**Objective**
Retype the records below word for word and omit any image.

-- start --

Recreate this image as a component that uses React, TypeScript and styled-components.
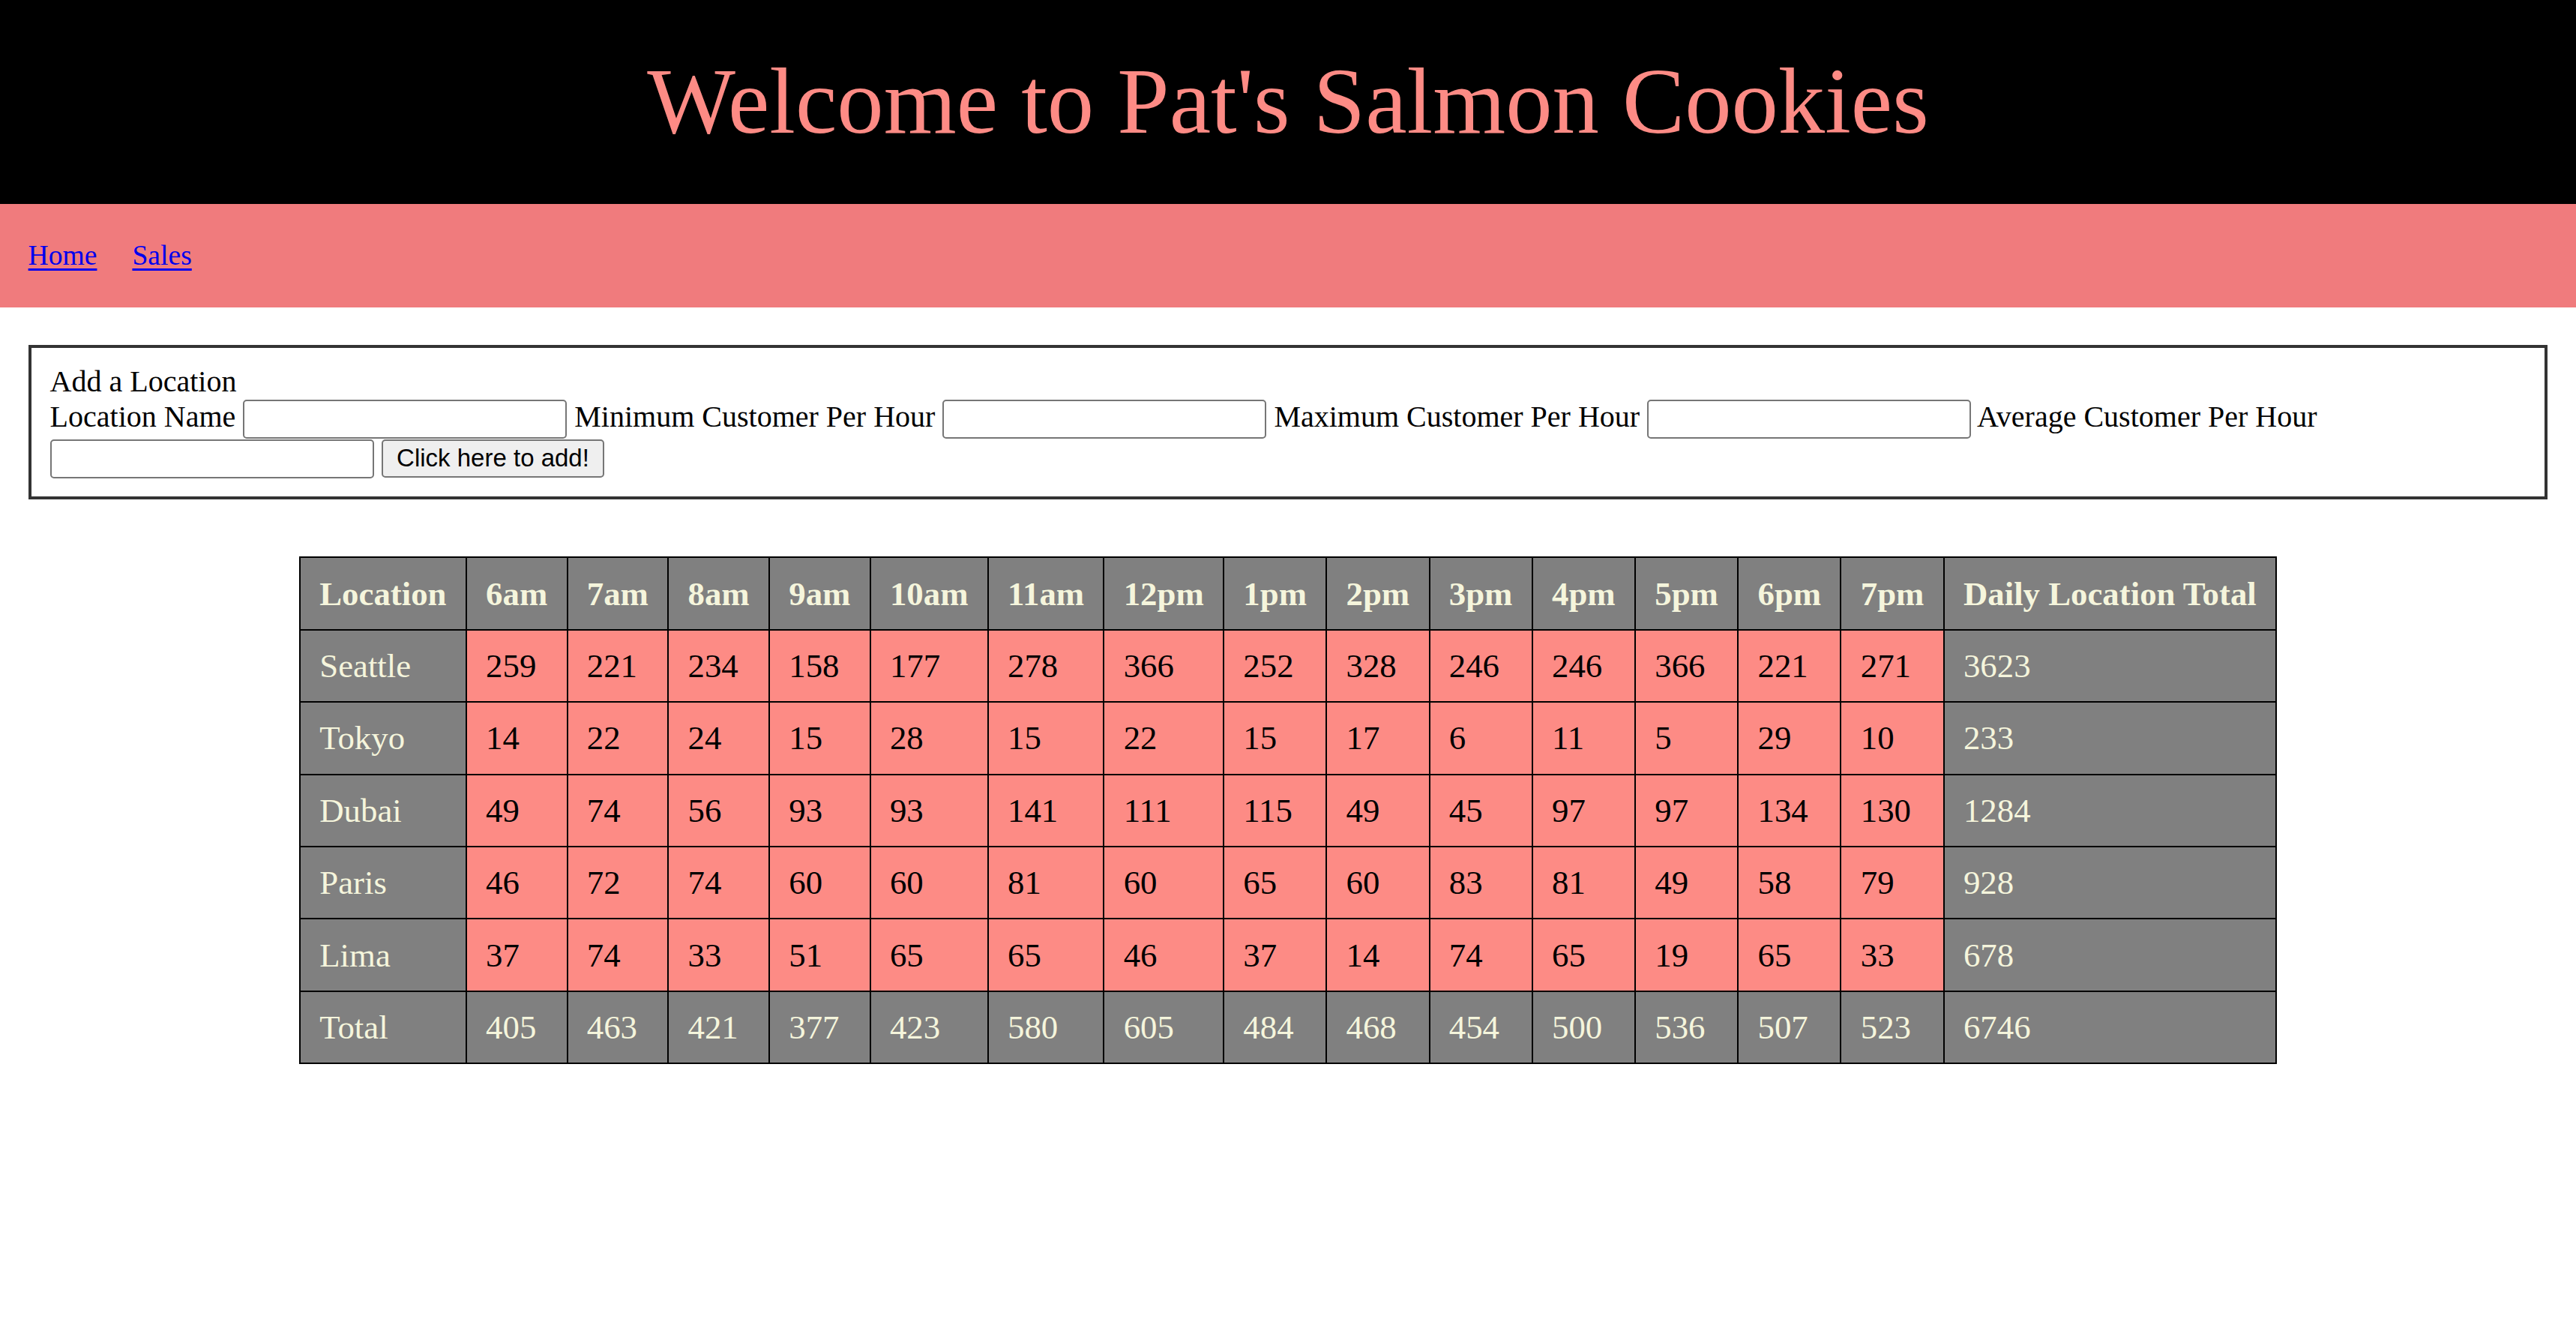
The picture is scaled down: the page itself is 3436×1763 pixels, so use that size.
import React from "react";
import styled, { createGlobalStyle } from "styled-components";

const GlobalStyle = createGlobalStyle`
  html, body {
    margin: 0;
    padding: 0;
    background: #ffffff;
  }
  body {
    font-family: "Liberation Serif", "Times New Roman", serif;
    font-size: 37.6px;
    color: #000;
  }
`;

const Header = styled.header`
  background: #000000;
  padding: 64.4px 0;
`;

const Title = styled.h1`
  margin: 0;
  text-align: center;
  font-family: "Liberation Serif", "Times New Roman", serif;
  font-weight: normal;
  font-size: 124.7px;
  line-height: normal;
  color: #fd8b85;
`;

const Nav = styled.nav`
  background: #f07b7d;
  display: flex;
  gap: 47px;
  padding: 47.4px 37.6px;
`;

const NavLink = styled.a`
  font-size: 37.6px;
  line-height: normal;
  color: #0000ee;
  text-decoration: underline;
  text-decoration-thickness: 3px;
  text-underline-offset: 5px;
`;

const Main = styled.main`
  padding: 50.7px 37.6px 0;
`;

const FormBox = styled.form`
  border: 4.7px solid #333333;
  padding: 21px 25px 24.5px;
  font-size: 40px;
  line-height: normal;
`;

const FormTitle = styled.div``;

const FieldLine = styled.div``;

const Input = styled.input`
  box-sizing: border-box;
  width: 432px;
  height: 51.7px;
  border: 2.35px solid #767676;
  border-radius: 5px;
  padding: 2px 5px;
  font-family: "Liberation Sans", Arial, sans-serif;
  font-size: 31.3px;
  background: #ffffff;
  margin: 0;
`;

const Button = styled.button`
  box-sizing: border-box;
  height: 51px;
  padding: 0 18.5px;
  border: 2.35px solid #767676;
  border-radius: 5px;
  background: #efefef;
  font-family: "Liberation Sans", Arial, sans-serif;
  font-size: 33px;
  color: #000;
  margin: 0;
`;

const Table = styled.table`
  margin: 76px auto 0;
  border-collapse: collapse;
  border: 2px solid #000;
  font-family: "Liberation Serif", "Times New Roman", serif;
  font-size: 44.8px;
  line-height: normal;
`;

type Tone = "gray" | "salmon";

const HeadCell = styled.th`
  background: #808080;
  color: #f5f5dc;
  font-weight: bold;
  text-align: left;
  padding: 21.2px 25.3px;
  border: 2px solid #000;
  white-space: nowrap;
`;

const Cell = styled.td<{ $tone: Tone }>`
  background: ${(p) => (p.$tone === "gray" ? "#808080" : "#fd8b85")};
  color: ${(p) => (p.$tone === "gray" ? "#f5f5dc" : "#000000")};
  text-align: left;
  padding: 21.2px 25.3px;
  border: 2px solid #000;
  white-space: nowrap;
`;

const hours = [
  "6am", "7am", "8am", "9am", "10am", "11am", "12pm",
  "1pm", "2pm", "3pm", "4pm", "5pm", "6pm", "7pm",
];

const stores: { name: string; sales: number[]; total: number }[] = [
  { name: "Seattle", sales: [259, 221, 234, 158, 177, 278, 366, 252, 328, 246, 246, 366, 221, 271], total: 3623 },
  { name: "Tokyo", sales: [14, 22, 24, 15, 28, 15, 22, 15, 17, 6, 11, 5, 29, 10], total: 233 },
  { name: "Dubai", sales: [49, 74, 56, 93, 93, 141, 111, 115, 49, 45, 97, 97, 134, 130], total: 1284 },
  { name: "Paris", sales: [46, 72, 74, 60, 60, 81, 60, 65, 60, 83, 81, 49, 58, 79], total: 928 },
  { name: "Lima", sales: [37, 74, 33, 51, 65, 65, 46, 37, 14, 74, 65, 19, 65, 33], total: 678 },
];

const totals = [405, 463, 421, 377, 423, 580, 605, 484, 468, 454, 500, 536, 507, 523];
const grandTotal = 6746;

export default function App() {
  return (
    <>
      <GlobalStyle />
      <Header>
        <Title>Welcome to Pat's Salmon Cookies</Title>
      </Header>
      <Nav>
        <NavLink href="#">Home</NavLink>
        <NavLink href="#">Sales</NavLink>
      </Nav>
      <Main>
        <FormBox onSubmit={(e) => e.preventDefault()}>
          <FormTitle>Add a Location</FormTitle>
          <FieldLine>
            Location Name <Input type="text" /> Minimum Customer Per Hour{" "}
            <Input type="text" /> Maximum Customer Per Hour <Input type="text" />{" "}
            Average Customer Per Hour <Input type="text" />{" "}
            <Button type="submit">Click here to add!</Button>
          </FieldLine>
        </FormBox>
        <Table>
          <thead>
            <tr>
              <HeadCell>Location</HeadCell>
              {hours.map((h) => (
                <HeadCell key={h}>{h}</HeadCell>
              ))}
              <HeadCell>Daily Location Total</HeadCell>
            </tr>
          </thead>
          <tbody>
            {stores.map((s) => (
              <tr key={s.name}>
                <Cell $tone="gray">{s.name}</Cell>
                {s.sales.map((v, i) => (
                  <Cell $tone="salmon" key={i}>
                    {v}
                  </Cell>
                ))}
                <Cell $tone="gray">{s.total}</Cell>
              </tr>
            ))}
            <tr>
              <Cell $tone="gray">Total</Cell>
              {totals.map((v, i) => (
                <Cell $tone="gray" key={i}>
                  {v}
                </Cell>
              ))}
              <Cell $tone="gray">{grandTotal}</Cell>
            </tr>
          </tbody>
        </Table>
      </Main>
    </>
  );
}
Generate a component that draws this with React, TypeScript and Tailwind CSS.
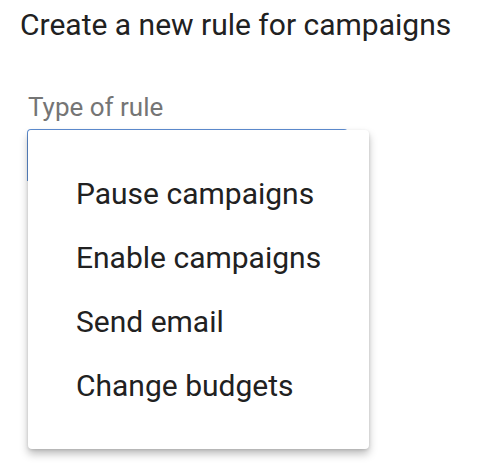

-- end --

**Response to the exercise**
Recreate this image as a component that uses React, TypeScript and styled-components.
The picture is scaled down: the page itself is 3436×1763 pixels, so use that size.
import React from "react";
import styled, { createGlobalStyle } from "styled-components";

const GlobalStyle = createGlobalStyle`
  html, body {
    margin: 0;
    padding: 0;
    background: #ffffff;
  }
  body {
    font-family: "Liberation Serif", "Times New Roman", serif;
    font-size: 37.6px;
    color: #000;
  }
`;

const Header = styled.header`
  background: #000000;
  padding: 64.4px 0;
`;

const Title = styled.h1`
  margin: 0;
  text-align: center;
  font-family: "Liberation Serif", "Times New Roman", serif;
  font-weight: normal;
  font-size: 124.7px;
  line-height: normal;
  color: #fd8b85;
`;

const Nav = styled.nav`
  background: #f07b7d;
  display: flex;
  gap: 47px;
  padding: 47.4px 37.6px;
`;

const NavLink = styled.a`
  font-size: 37.6px;
  line-height: normal;
  color: #0000ee;
  text-decoration: underline;
  text-decoration-thickness: 3px;
  text-underline-offset: 5px;
`;

const Main = styled.main`
  padding: 50.7px 37.6px 0;
`;

const FormBox = styled.form`
  border: 4.7px solid #333333;
  padding: 21px 25px 24.5px;
  font-size: 40px;
  line-height: normal;
`;

const FormTitle = styled.div``;

const FieldLine = styled.div``;

const Input = styled.input`
  box-sizing: border-box;
  width: 432px;
  height: 51.7px;
  border: 2.35px solid #767676;
  border-radius: 5px;
  padding: 2px 5px;
  font-family: "Liberation Sans", Arial, sans-serif;
  font-size: 31.3px;
  background: #ffffff;
  margin: 0;
`;

const Button = styled.button`
  box-sizing: border-box;
  height: 51px;
  padding: 0 18.5px;
  border: 2.35px solid #767676;
  border-radius: 5px;
  background: #efefef;
  font-family: "Liberation Sans", Arial, sans-serif;
  font-size: 33px;
  color: #000;
  margin: 0;
`;

const Table = styled.table`
  margin: 76px auto 0;
  border-collapse: collapse;
  border: 2px solid #000;
  font-family: "Liberation Serif", "Times New Roman", serif;
  font-size: 44.8px;
  line-height: normal;
`;

type Tone = "gray" | "salmon";

const HeadCell = styled.th`
  background: #808080;
  color: #f5f5dc;
  font-weight: bold;
  text-align: left;
  padding: 21.2px 25.3px;
  border: 2px solid #000;
  white-space: nowrap;
`;

const Cell = styled.td<{ $tone: Tone }>`
  background: ${(p) => (p.$tone === "gray" ? "#808080" : "#fd8b85")};
  color: ${(p) => (p.$tone === "gray" ? "#f5f5dc" : "#000000")};
  text-align: left;
  padding: 21.2px 25.3px;
  border: 2px solid #000;
  white-space: nowrap;
`;

const hours = [
  "6am", "7am", "8am", "9am", "10am", "11am", "12pm",
  "1pm", "2pm", "3pm", "4pm", "5pm", "6pm", "7pm",
];

const stores: { name: string; sales: number[]; total: number }[] = [
  { name: "Seattle", sales: [259, 221, 234, 158, 177, 278, 366, 252, 328, 246, 246, 366, 221, 271], total: 3623 },
  { name: "Tokyo", sales: [14, 22, 24, 15, 28, 15, 22, 15, 17, 6, 11, 5, 29, 10], total: 233 },
  { name: "Dubai", sales: [49, 74, 56, 93, 93, 141, 111, 115, 49, 45, 97, 97, 134, 130], total: 1284 },
  { name: "Paris", sales: [46, 72, 74, 60, 60, 81, 60, 65, 60, 83, 81, 49, 58, 79], total: 928 },
  { name: "Lima", sales: [37, 74, 33, 51, 65, 65, 46, 37, 14, 74, 65, 19, 65, 33], total: 678 },
];

const totals = [405, 463, 421, 377, 423, 580, 605, 484, 468, 454, 500, 536, 507, 523];
const grandTotal = 6746;

export default function App() {
  return (
    <>
      <GlobalStyle />
      <Header>
        <Title>Welcome to Pat's Salmon Cookies</Title>
      </Header>
      <Nav>
        <NavLink href="#">Home</NavLink>
        <NavLink href="#">Sales</NavLink>
      </Nav>
      <Main>
        <FormBox onSubmit={(e) => e.preventDefault()}>
          <FormTitle>Add a Location</FormTitle>
          <FieldLine>
            Location Name <Input type="text" /> Minimum Customer Per Hour{" "}
            <Input type="text" /> Maximum Customer Per Hour <Input type="text" />{" "}
            Average Customer Per Hour <Input type="text" />{" "}
            <Button type="submit">Click here to add!</Button>
          </FieldLine>
        </FormBox>
        <Table>
          <thead>
            <tr>
              <HeadCell>Location</HeadCell>
              {hours.map((h) => (
                <HeadCell key={h}>{h}</HeadCell>
              ))}
              <HeadCell>Daily Location Total</HeadCell>
            </tr>
          </thead>
          <tbody>
            {stores.map((s) => (
              <tr key={s.name}>
                <Cell $tone="gray">{s.name}</Cell>
                {s.sales.map((v, i) => (
                  <Cell $tone="salmon" key={i}>
                    {v}
                  </Cell>
                ))}
                <Cell $tone="gray">{s.total}</Cell>
              </tr>
            ))}
            <tr>
              <Cell $tone="gray">Total</Cell>
              {totals.map((v, i) => (
                <Cell $tone="gray" key={i}>
                  {v}
                </Cell>
              ))}
              <Cell $tone="gray">{grandTotal}</Cell>
            </tr>
          </tbody>
        </Table>
      </Main>
    </>
  );
}
Generate a component that draws this with React, TypeScript and Tailwind CSS.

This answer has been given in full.